Data stewards or business SMEs who can speak the language consumers can relate to are typically the ones who provides this data (metadata) which support the disoverability of the data within a catalog. There are a few standards such as Dublin Core and MARC. Most mordern data catalog tools support this level of metdadata.
Understandable
Once the user is able to know that the data which they have disovered to support their business needs, we would need to provide further information to the users for them to understand the data so that they can interact with it. We typicall would provide Structural Metadata to understand the schema of the dataset, how data is formatted, with information on tables, views, entity types, and relationships.
It can additional provide information to the users to understand how data can be organized and providing guidance on how the data can be combined with other data with links to types of queries that can be executed on the datasets, code snippets, demonstractions on the data, comments from other users and major usecases where the datasets have been used
Before I go any further there is a great online resource which publishes the FAIR principles for data. “provides guidelines to improve the Findability, Accessibility, Interoperability, and Reuse of digital assets. The principles emphasise machine-actionability (i.e., the capacity of computational systems to find, access, interoperate, and reuse data with none or minimal human intervention) because humans increasingly rely on computational support to deal with data as a result of the increase in volume, complexity, and creation speed of data.”
Findable
Data Mesh refers to Findability as Addressable. As indicated by FAIR Principles, providing Globally unique and persistent identifiers is arguably the most important aspect of ensuring data is findable. I have used URI URL API endpoints which rerouted requests to where the data is is actually sourced as the standard as the address of published datasets. In the below example, Sales order datasets are sourced from a service SRV4/SalesOrders but are actually uniquely and persistently addressed from https://dataprogram.company.com/dataproduct/SalesOrders. Even if the sourcing system changes, the API endpoint which routes would persist.
Assessable
Once users finds the required data, they would need to know how they can be accessed, possibly including authentication and authorisation. There are multiple types of consumers (Data Sceintists, Data Analysts, Business SMEs, Data Integrators etc) and this is where we would need to know consumption patterns. Administrative metadata which includes access permissions, locations, data type, file name and size, ownership information (for access approval), access protocols etc support users on how to access the data.

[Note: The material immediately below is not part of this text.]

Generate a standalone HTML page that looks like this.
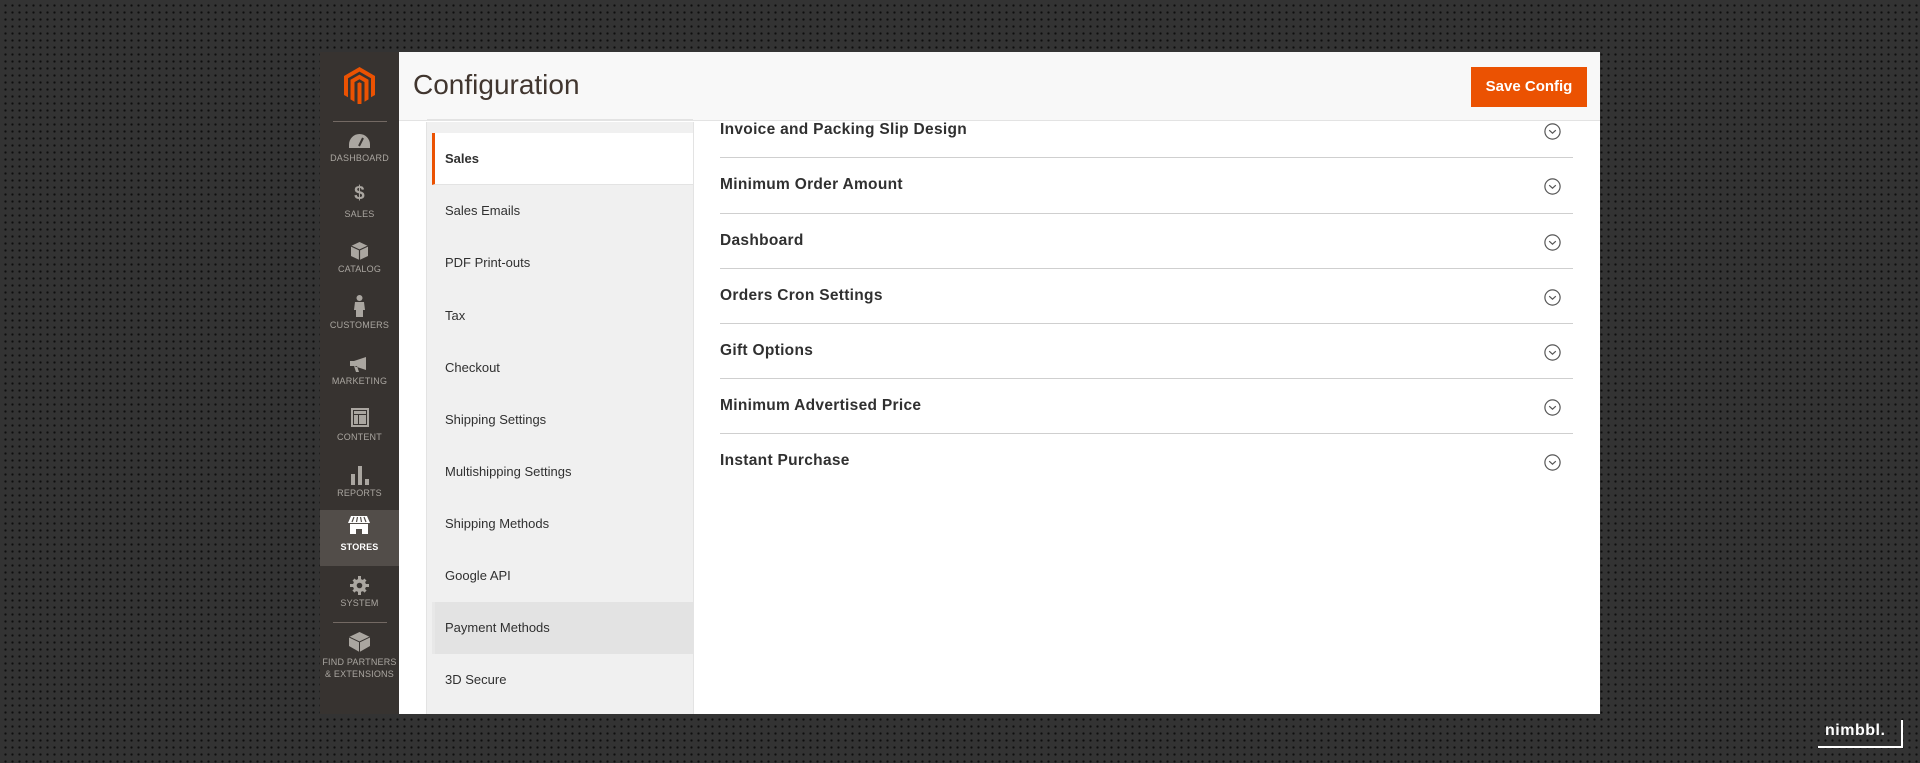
<!DOCTYPE html>
<html><head><meta charset="utf-8"><style>
*{margin:0;padding:0;box-sizing:border-box}
body{width:1920px;height:763px;overflow:hidden;background:#333;background-image:radial-gradient(#0e0e0e 1px,transparent 1.3px);background-size:7px 7px;background-position:2px 2px;font-family:"Liberation Sans","DejaVu Sans",sans-serif;position:relative}
.panel{position:absolute;left:320px;top:52px;width:1280px;height:662px;background:#fff;overflow:hidden}
.side{position:absolute;left:0;top:0;width:79px;height:662px;background:#373330}
.hdr{position:absolute;left:79px;top:0;right:0;height:69px;background:#f8f8f8;border-bottom:1px solid #e3e3e3}
.hdr h1{position:absolute;left:14px;top:17px;font-weight:normal;font-size:28px;color:#41362f}
.btn{position:absolute;left:1072px;top:15px;width:116px;height:40px;background:#eb5202;color:#fff;font-weight:bold;font-size:15px;text-align:center;line-height:40px}
.nav{position:absolute;left:106px;top:70px;width:268px;height:600px;background:#f0f0f0;border-left:1px solid #e3e3e3;border-right:1px solid #e3e3e3}
.nav div{position:absolute;left:0;width:266px;height:52px;font-size:13px;color:#303030;padding-left:18px;line-height:52px}
.si{position:absolute;left:0;width:79px;text-align:center;font-size:9px;color:#aaa6a0;letter-spacing:.2px}
.sec{position:absolute;left:400px;width:853px;font-size:15.5px;font-weight:bold;color:#303030;letter-spacing:.3px}
.ln{position:absolute;left:400px;width:853px;height:1px;background:#cfcfcf}
.ci{position:absolute;left:1224px;width:17px;height:17px}
</style></head><body>
<div class="panel">
 <div class="side">
  <svg style="position:absolute;left:24px;top:15px" width="31" height="37" viewBox="0 0 31 37"><path d="M15.5 0L31 9v19l-4 2.3V11.3L15.5 4.6 4 11.3v19L0 28V9z M6.5 12.8L15.5 7.6l9 5.2v19.6l-4 2.3V15.1l-5-2.8-5 2.8v19.6l-4-2.3z M13.5 16.3l2-1.1 2 1.1v20.4l-2 1.1-2-1.1z" fill="#eb5202"/></svg>
  <div style="position:absolute;left:13px;top:69px;width:54px;height:1px;background:#736963"></div>
  <svg style="position:absolute;left:29px;top:82px" width="21" height="14" viewBox="0 0 21 14"><path d="M10.5 0A10.5 10.5 0 0 0 0 10.5V14h21v-3.5A10.5 10.5 0 0 0 10.5 0z" fill="#aaa6a0"/><path d="M10 12l4-8" stroke="#373330" stroke-width="2"/></svg>
  <div class="si" style="top:101px">DASHBOARD</div>
  <div class="si" style="top:131px;font-size:19px;font-weight:bold">$</div>
  <div class="si" style="top:157px">SALES</div>
  <svg style="position:absolute;left:31px;top:190px" width="17" height="18" viewBox="0 0 17 18"><path d="M8.5 0L17 4v10l-8.5 4L0 14V4z" fill="#aaa6a0"/><path d="M0 4l8.5 4 8.5-4M8.5 8v10" stroke="#373330" stroke-width="1.2" fill="none"/></svg>
  <div class="si" style="top:212px">CATALOG</div>
  <svg style="position:absolute;left:33px;top:243px" width="13" height="22" viewBox="0 0 13 22"><circle cx="6.5" cy="3" r="3" fill="#aaa6a0"/><path d="M2 7h9l1 8h-2v7H3v-7H1z" fill="#aaa6a0"/></svg>
  <div class="si" style="top:268px">CUSTOMERS</div>
  <svg style="position:absolute;left:30px;top:305px" width="20" height="15" viewBox="0 0 20 15"><path d="M0 4h4l12-4v13L4 9H0zM4 9l2 6h3l-2-6z" fill="#aaa6a0"/></svg>
  <div class="si" style="top:324px">MARKETING</div>
  <svg style="position:absolute;left:31px;top:356px" width="18" height="19" viewBox="0 0 18 19"><path d="M0 0h18v19H0zM2 2v15h14V2zM3 3h12v3H3zM3 7h4v9H3zM8 7h7v9H8z" fill="#aaa6a0" fill-rule="evenodd"/></svg>
  <div class="si" style="top:380px">CONTENT</div>
  <svg style="position:absolute;left:31px;top:414px" width="18" height="19" viewBox="0 0 18 19"><path d="M0 8h4v11H0zM7 0h4v19H7zM14 13h4v6h-4z" fill="#aaa6a0"/></svg>
  <div class="si" style="top:436px">REPORTS</div>
  <div style="position:absolute;left:0;top:458px;width:79px;height:56px;background:#524d49"></div>
  <svg style="position:absolute;left:28px;top:464px" width="22" height="18" viewBox="0 0 22 18"><path d="M3 0h16l3 7H0z M2 8h18v10h-6v-5H8v5H2z" fill="#fff"/><path d="M6 1l-2 5M9.5 1l-1 5M12.5 1l1 5M16 1l2 5" stroke="#524d49" stroke-width="1.2"/></svg>
  <div class="si" style="top:490px;color:#fff;font-weight:bold">STORES</div>
  <svg style="position:absolute;left:30px;top:524px" width="19" height="19" viewBox="0 0 19 19"><circle cx="9.5" cy="9.5" r="6.5" fill="#aaa6a0"/><path d="M8 0h3v19H8zM0 8h19v3H0zM2.5 4.6l2.1-2.1 12 12-2.1 2.1zM14.4 2.5l2.1 2.1-12 12-2.1-2.1z" fill="#aaa6a0"/><circle cx="9.5" cy="9.5" r="2.8" fill="#373330"/></svg>
  <div class="si" style="top:546px">SYSTEM</div>
  <div style="position:absolute;left:13px;top:570px;width:54px;height:1px;background:#736963"></div>
  <svg style="position:absolute;left:29px;top:580px" width="21" height="20" viewBox="0 0 21 20"><path d="M10.5 0L21 5v9l-10.5 6L0 14V5z" fill="#aaa6a0"/><path d="M0 5l10.5 5 10.5-5M10.5 10v10" stroke="#373330" stroke-width="1" fill="none"/></svg>
  <div class="si" style="top:604px;line-height:12px">FIND PARTNERS<br>&amp; EXTENSIONS</div>
 </div>
 <div class="hdr"><h1>Configuration</h1><div class="btn">Save Config</div></div>
 <div class="nav">
  <div style="top:-60px;height:58px;border-bottom:1px solid #e3e3e3"></div>
  <div style="top:11px;background:#fff;border-left:3px solid #eb5202;left:5px;width:261px;padding-left:10px;font-weight:bold;border-bottom:1px solid #e3e3e3">Sales</div>
  <div style="top:63px">Sales Emails</div>
  <div style="top:115px">PDF Print-outs</div>
  <div style="top:168px">Tax</div>
  <div style="top:220px">Checkout</div>
  <div style="top:272px">Shipping Settings</div>
  <div style="top:324px">Multishipping Settings</div>
  <div style="top:376px">Shipping Methods</div>
  <div style="top:428px">Google API</div>
  <div style="top:480px;background:#e3e3e3;left:5px;width:261px;padding-left:10px;border-left:3px solid #e8e8e8">Payment Methods</div>
  <div style="top:532px">3D Secure</div>
 </div>
 <div class="sec" style="top:69px">Invoice and Packing Slip Design</div><div class="ln" style="top:105px"></div>
 <div class="sec" style="top:124px">Minimum Order Amount</div><div class="ln" style="top:161px"></div>
 <div class="sec" style="top:180px">Dashboard</div><div class="ln" style="top:216px"></div>
 <div class="sec" style="top:235px">Orders Cron Settings</div><div class="ln" style="top:271px"></div>
 <div class="sec" style="top:290px">Gift Options</div><div class="ln" style="top:326px"></div>
 <div class="sec" style="top:345px">Minimum Advertised Price</div><div class="ln" style="top:381px"></div>
 <div class="sec" style="top:400px">Instant Purchase</div>
 <svg class="ci" style="top:71px" viewBox="0 0 17 17"><circle cx="8.5" cy="8.5" r="7.6" fill="none" stroke="#555" stroke-width="1.2"/><path d="M5.2 7.2l3.3 3 3.3-3" fill="none" stroke="#555" stroke-width="1.2"/></svg>
 <svg class="ci" style="top:126px" viewBox="0 0 17 17"><circle cx="8.5" cy="8.5" r="7.6" fill="none" stroke="#555" stroke-width="1.2"/><path d="M5.2 7.2l3.3 3 3.3-3" fill="none" stroke="#555" stroke-width="1.2"/></svg>
 <svg class="ci" style="top:182px" viewBox="0 0 17 17"><circle cx="8.5" cy="8.5" r="7.6" fill="none" stroke="#555" stroke-width="1.2"/><path d="M5.2 7.2l3.3 3 3.3-3" fill="none" stroke="#555" stroke-width="1.2"/></svg>
 <svg class="ci" style="top:237px" viewBox="0 0 17 17"><circle cx="8.5" cy="8.5" r="7.6" fill="none" stroke="#555" stroke-width="1.2"/><path d="M5.2 7.2l3.3 3 3.3-3" fill="none" stroke="#555" stroke-width="1.2"/></svg>
 <svg class="ci" style="top:292px" viewBox="0 0 17 17"><circle cx="8.5" cy="8.5" r="7.6" fill="none" stroke="#555" stroke-width="1.2"/><path d="M5.2 7.2l3.3 3 3.3-3" fill="none" stroke="#555" stroke-width="1.2"/></svg>
 <svg class="ci" style="top:347px" viewBox="0 0 17 17"><circle cx="8.5" cy="8.5" r="7.6" fill="none" stroke="#555" stroke-width="1.2"/><path d="M5.2 7.2l3.3 3 3.3-3" fill="none" stroke="#555" stroke-width="1.2"/></svg>
 <svg class="ci" style="top:402px" viewBox="0 0 17 17"><circle cx="8.5" cy="8.5" r="7.6" fill="none" stroke="#555" stroke-width="1.2"/><path d="M5.2 7.2l3.3 3 3.3-3" fill="none" stroke="#555" stroke-width="1.2"/></svg>
</div>
<div style="position:absolute;left:1825px;top:722px;font-size:16px;font-weight:bold;color:#fff;letter-spacing:.5px">nimbbl.</div>
<div style="position:absolute;left:1818px;top:746px;width:85px;height:2px;background:#fff"></div>
<div style="position:absolute;left:1901px;top:720px;width:2px;height:28px;background:#fff"></div>
</body></html>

Acceptable Quality for Data Including Datasets and Datasources
The main Data Quality Issues which plague data and drastically reduce the usability of data is
- Data Duplication
- Referential Integrity Issues
- Missing Data (Completeness)
- Non Standard Data
- Inaccurate Data
- General availability
- Performance
- Timeliness (Refresh delays causing stale data)
From my experience data quality needs to be addressed as projects just like automation is addressed. Addressing DQ at an enterprise level is difficult because of sponsorship. Just as organization built a culture and awareness around automation, we need to build an awareness around data quality and federate sponsorship of these data quality issues by funding them just like IT automation projects with ROI and KPI measures and build a development lifecycle with requirements and concrete objectives.
Data mesh formalizes a framework to provide guarantees on the quality of data using service-level objectives (SLOs)—objective on datasets which are published as products.
Interoperable
In the Integrated data page, we highlighted the necessity of integrating data for it to be useful in analytics. This can be achieved through either physical or logical data integration.
Beyond integration, it is essential to enable data to be transferred from its source system to other applications and workflow systems that are logically and physically separate. This data should seamlessly integrate with the resident data within the new system. This capability, where data can integrate seamlessly with external applications or workflows, is referred to as interoperable data.
I have worked extensively on this problem, and the way I see it, achieving this capability involves building on how we integrate data and scale data linking across multiple disparate applications. For instance, we need unique identifiers that are globally applicable across the enterprise. For this to work effectively, file and data formats should adhere to open standards, making them usable in other systems. Additionally, schemas should be designed to link outside the analytics systems for which they were originally defined.
Secure
All the above capabilities push for democratization of data, making it easier for data to be consumed and leveraged to improve business productivity and decision-making. Security ensures that this is done in a safe and compliant way.